(668d) Improving Long-Term Stability of SOFC Anodes: First Principles Approaches toward Carbon-Tolerant Alloy Electrocatalysts

Nikolla, E. - Presenter, University of Michigan
Schwank, J. - Presenter, University of Michigan
Linic, S. - Presenter, University of Michigan-Ann Arbor

Solid Oxide Fuel Cells are solid-state devices that generate electricity by electrochemically oxidizing various fuels such as hydrogen, CO, and hydrocarbons. One of the main issues associated with the direct operation of SOFC using hydrocarbons is that conventional anode catalysts, such as Ni on yttria-stabilized zirconia (YSZ), deactivate due to the formation of carbon deposits. The carbon-induced anode deactivation can be alleviated by increasing the feed steam concentration. However, this approach is not optimal for SOFCs since a higher inlet steam concentration results in a lower energy density.

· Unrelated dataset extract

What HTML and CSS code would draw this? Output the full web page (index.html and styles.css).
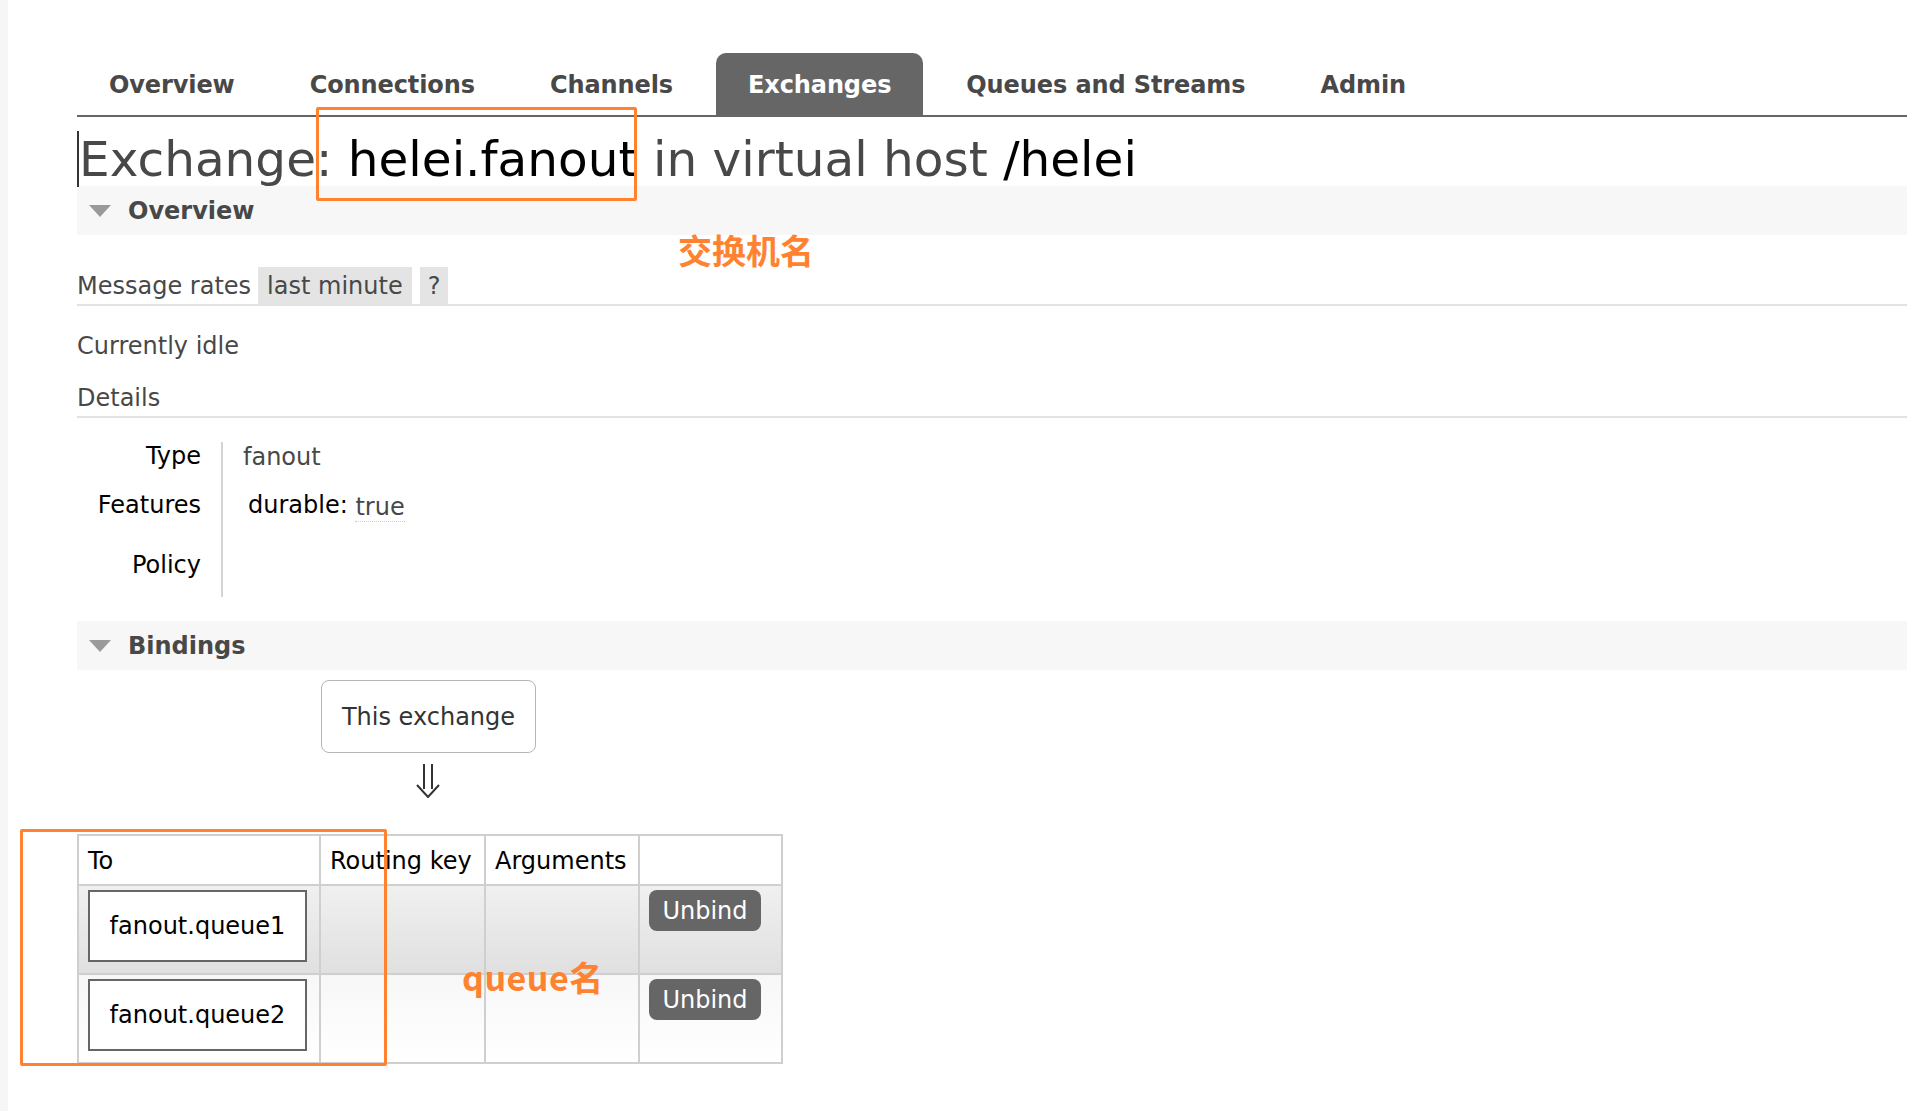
FILE: index.html
```html
<!DOCTYPE html>
<html lang="en">
<head>
<meta charset="utf-8">
<title>RabbitMQ Management - Exchange helei.fanout</title>
<link rel="stylesheet" href="styles.css">
</head>
<body>
<div class="page">
  <ul class="tabs">
    <li class="tab">Overview</li>
    <li class="tab">Connections</li>
    <li class="tab">Channels</li>
    <li class="tab active">Exchanges</li>
    <li class="tab">Queues and Streams</li>
    <li class="tab">Admin</li>
  </ul>

  <h1 class="title"><span class="caret">Exchange: <b class="hl">helei.fanout</b> in virtual host <b class="hl">/helei</b></span></h1>

  <div class="section-head"><span class="tri"></span><span>Overview</span></div>

  <div class="rates">
    <span class="rates-label">Message rates</span>
    <span class="pill">last minute</span>
    <span class="pill qm">?</span>
  </div>
  <p class="idle">Currently idle</p>
  <h3 class="details">Details</h3>

  <table class="facts">
    <tr class="r1"><th>Type</th><td>fanout</td></tr>
    <tr class="r2"><th>Features</th><td><span class="feat">durable: <abbr class="val">true</abbr></span></td></tr>
    <tr class="r3"><th>Policy</th><td></td></tr>
  </table>

  <div class="section-head bind-head"><span class="tri"></span><span>Bindings</span></div>

  <div class="this-ex">This exchange</div>
  <div class="arrow">
    <svg width="26" height="34" viewBox="0 0 26 34"><path d="M9 0 V25 M17 0 V25 M2 21 L13 33 L24 21" fill="none" stroke="#333" stroke-width="2"/></svg>
  </div>

  <table class="binds">
    <colgroup><col class="c1"><col class="c2"><col class="c3"><col class="c4"></colgroup>
    <tr class="head"><th>To</th><th>Routing key</th><th>Arguments</th><th></th></tr>
    <tr class="alt1"><td><span class="qbox">fanout.queue1</span></td><td></td><td></td><td><span class="btn">Unbind</span></td></tr>
    <tr class="alt2"><td><span class="qbox">fanout.queue2</span></td><td></td><td></td><td><span class="btn">Unbind</span></td></tr>
  </table>

  <div class="mark mark-name"></div>
  <div class="mark mark-queue"></div>
  <div class="note note-name">交换机名</div>
  <div class="note note-queue">queue名</div>
</div>
</body>
</html>
```
FILE: styles.css
```css
html, body { margin: 0; padding: 0; background: #fff; }
body { font-family: "DejaVu Sans", Verdana, sans-serif; font-size: 24px; color: #484848; }
.page {
  position: relative;
  min-height: 1111px;
  border-left: 8px solid #f6f6f6;
  padding-left: 69px;
  overflow: hidden;
}
.tabs {
  list-style: none;
  margin: 53px 0 0 0;
  padding: 0;
  display: flex;
  gap: 11px;
  border-bottom: 2px solid #666;
}
.tab {
  font-weight: bold;
  font-size: 24px;
  line-height: 60px;
  padding: 2px 32px 0;
  color: #484848;
  border-radius: 10px 10px 0 0;
  letter-spacing: -0.1px;
}
.tab.active { background: #666; color: #fff; }

.title {
  margin: 15px 0 0;
  font-size: 48.5px;
  line-height: 54px;
  font-weight: normal;
  color: #484848;
  white-space: nowrap;
}
.caret { border-left: 2px solid #333; }
.hl { font-weight: normal; color: #000; }

.section-head {
  height: 49px;
  background: #f7f7f7;
  display: flex;
  align-items: center;
  padding-left: 12px;
  font-weight: bold;
  font-size: 24px;
  color: #484848;
}
.tri {
  width: 0; height: 0;
  border-left: 11px solid transparent;
  border-right: 11px solid transparent;
  border-top: 12px solid #9a9a9a;
  margin-right: 17px;
}

.rates {
  margin-top: 32px;
  display: flex;
  align-items: flex-end;
  border-bottom: 2px solid #e2e2e2;
}
.rates-label { line-height: 35px; padding-top: 2px; margin-right: 7px; }
.pill { background: #e4e4e4; line-height: 35px; padding: 2px 9px 0; }
.pill.qm { margin-left: 8px; padding: 2px 8px 0; }

.idle { margin: 25px 0 0; line-height: 30px; }
.details {
  margin: 22px 0 0;
  font-weight: normal;
  font-size: 24px;
  line-height: 30px;
  padding-bottom: 3px;
  border-bottom: 2px solid #e2e2e2;
}

.facts { margin-top: 24px; border-collapse: collapse; }
.facts th, .facts td { vertical-align: top; line-height: 24px; }
.facts th { font-weight: normal; color: #000; text-align: right; width: 124px; padding: 2px 20px 0 0; }
.facts td { border-left: 2px solid #d4d4d4; padding: 3px 0 0 20px; }
.facts .r1 th, .facts .r1 td { height: 47px; }
.facts .r2 th { height: 60px; padding-top: 1px; }
.facts .r2 td { height: 60px; padding-top: 1px; }
.facts .r3 th, .facts .r3 td { height: 44px; padding-top: 0; }
.feat { color: #000; padding-left: 5px; }
.val { color: #484848; text-decoration: none; border-bottom: 1px dotted #ccc; position: relative; top: 2px; }

.bind-head { margin-top: 24px; }

.this-ex {
  margin: 10px 0 0 244px;
  width: 215px;
  box-sizing: border-box;
  height: 73px;
  line-height: 72px;
  border: 1px solid #b5b5b5;
  border-radius: 8px;
  color: #333;
  text-align: center;
  white-space: nowrap;
}
.arrow { margin: 11px 0 0 338px; height: 34px; }
.arrow svg { display: block; }

.binds {
  margin-top: 36px;
  border-collapse: collapse;
  table-layout: fixed;
  width: 704px;
  border: 2px solid #cfcfcf;
}
.binds col.c1 { width: 242px; }
.binds col.c2 { width: 165px; }
.binds col.c3 { width: 154px; }
.binds col.c4 { width: 143px; }
.binds th, .binds td { border: 2px solid #cfcfcf; }
.binds th {
  font-weight: normal;
  color: #000;
  text-align: left;
  height: 46px;
  padding: 2px 9px 0;
  white-space: nowrap;
}
.binds td { vertical-align: top; padding: 4px 9px 0; height: 83px; }
.alt1 td { background: linear-gradient(#f0f0f0, #e0e0e0); }
.alt2 td { background: linear-gradient(#f7f7f7, #ffffff); }
.qbox {
  display: block;
  width: 215px;
  height: 68px;
  line-height: 68px;
  border: 2px solid #666;
  background: #fff;
  color: #000;
  text-align: center;
}
.btn {
  display: block;
  width: 112px;
  height: 41px;
  line-height: 42px;
  background: #666;
  color: #fff;
  border-radius: 8px;
  text-align: center;
}

.mark {
  position: absolute;
  border: 3px solid #ff8230;
  border-radius: 2px;
}
.mark-name { left: 308px; top: 107px; width: 315px; height: 88px; }
.mark-queue { left: 12px; top: 829px; width: 361px; height: 231px; }
.note {
  position: absolute;
  font-family: "Noto Sans CJK SC", sans-serif;
  font-weight: bold;
  font-size: 34px;
  line-height: 40px;
  color: #ff8230;
  white-space: nowrap;
}
.note-name { left: 670px; top: 230px; }
.note-queue { left: 454px; top: 957px; letter-spacing: 0.5px; }
```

We have utilized Density Functional Theory (DFT) calculations to study carbon chemistry on Ni and Ni-containing alloy electrocatalysts. The main objective of these studies was to develop molecular insights regarding carbon poisoning on Ni and to utilize this molecular information to identify possible carbon-tolerant alternative anodes to Ni. The DFT calculations showed that certain Ni surface alloys had lower tendencies towards carbon poisoning compared to monometallic Ni. The identified alloy catalysts have been synthesized and characterized. The potential utility of these alloy materials as carbon-tolerant SOFC anodes was experimentally demonstrated.